▶ **Exercise**
Write out the data below in full, unchanged, minus the images.

▶ **Given information**

+ + + +

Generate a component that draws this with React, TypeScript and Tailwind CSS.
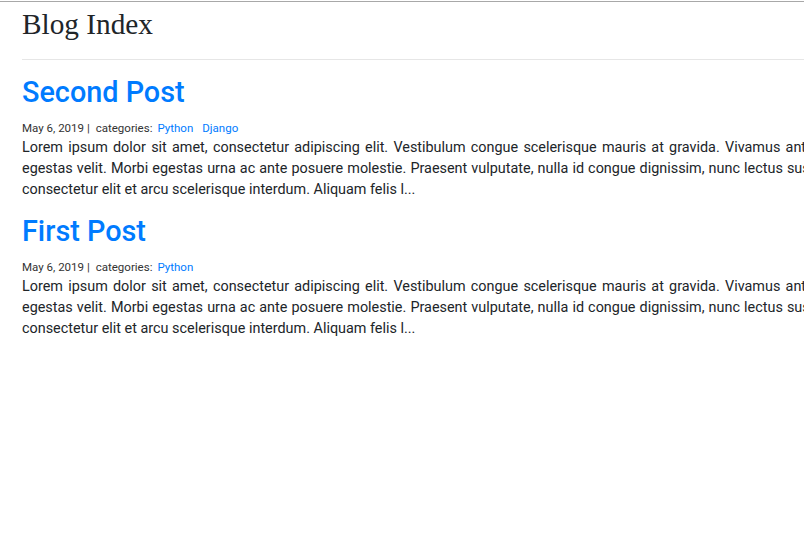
import React from 'react';

const body =
  'Lorem ipsum dolor sit amet, consectetur adipiscing elit. Vestibulum congue scelerisque mauris at gravida. Vivamus ante nisi, blandit sed tincidunt vel, cursus non quam. egestas velit. Morbi egestas urna ac ante posuere molestie. Praesent vulputate, nulla id congue dignissim, nunc lectus suscipit mauris, vitae faucibus nisl est nec dictum dui consectetur elit et arcu scelerisque interdum. Aliquam felis l...';

const posts = [
  { title: 'Second Post', date: 'May 6, 2019', categories: ['Python', 'Django'], body },
  { title: 'First Post', date: 'May 6, 2019', categories: ['Python'], body },
];

const App = () => {
  return (
    <div className="min-h-screen w-full overflow-hidden bg-white border-t border-[#a8a8a8] mt-px">
      <div className="w-[1132px] pl-[22px]">
        <h1 className="font-['Liberation_Serif',serif] text-[29.3px] leading-[44px] text-[#212529] pb-[13px] border-b border-[#e6e6e6]">
          Blog Index
        </h1>
        <div className="font-['Roboto',sans-serif] pt-3">
          {posts.map((post) => (
            <div key={post.title} className="mb-[11px]">
              <h2 className="text-[28.8px] font-medium leading-[40px] text-[#007bff]">
                <a href="#">{post.title}</a>
              </h2>
              <div className="text-[11.52px] leading-[17px] text-[#333] mt-2 flex">
                <span>{post.date} |</span>
                <span className="ml-[6px]">categories:</span>
                {post.categories.map((c, i) => (
                  <a key={c} href="#" className={i === 0 ? 'ml-[5px] text-[#007bff]' : 'ml-[9px] text-[#007bff]'}>
                    {c}
                  </a>
                ))}
              </div>
              <p className="text-[14.4px] leading-[21px] text-[#212529] text-justify">{post.body}</p>
            </div>
          ))}
        </div>
      </div>
    </div>
  );
};

export default App;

+ + + +

▶ **The result**
Generate a component that draws this with React, TypeScript and Tailwind CSS.
import React from 'react';

const body =
  'Lorem ipsum dolor sit amet, consectetur adipiscing elit. Vestibulum congue scelerisque mauris at gravida. Vivamus ante nisi, blandit sed tincidunt vel, cursus non quam. egestas velit. Morbi egestas urna ac ante posuere molestie. Praesent vulputate, nulla id congue dignissim, nunc lectus suscipit mauris, vitae faucibus nisl est nec dictum dui consectetur elit et arcu scelerisque interdum. Aliquam felis l...';

const posts = [
  { title: 'Second Post', date: 'May 6, 2019', categories: ['Python', 'Django'], body },
  { title: 'First Post', date: 'May 6, 2019', categories: ['Python'], body },
];

const App = () => {
  return (
    <div className="min-h-screen w-full overflow-hidden bg-white border-t border-[#a8a8a8] mt-px">
      <div className="w-[1132px] pl-[22px]">
        <h1 className="font-['Liberation_Serif',serif] text-[29.3px] leading-[44px] text-[#212529] pb-[13px] border-b border-[#e6e6e6]">
          Blog Index
        </h1>
        <div className="font-['Roboto',sans-serif] pt-3">
          {posts.map((post) => (
            <div key={post.title} className="mb-[11px]">
              <h2 className="text-[28.8px] font-medium leading-[40px] text-[#007bff]">
                <a href="#">{post.title}</a>
              </h2>
              <div className="text-[11.52px] leading-[17px] text-[#333] mt-2 flex">
                <span>{post.date} |</span>
                <span className="ml-[6px]">categories:</span>
                {post.categories.map((c, i) => (
                  <a key={c} href="#" className={i === 0 ? 'ml-[5px] text-[#007bff]' : 'ml-[9px] text-[#007bff]'}>
                    {c}
                  </a>
                ))}
              </div>
              <p className="text-[14.4px] leading-[21px] text-[#212529] text-justify">{post.body}</p>
            </div>
          ))}
        </div>
      </div>
    </div>
  );
};

export default App;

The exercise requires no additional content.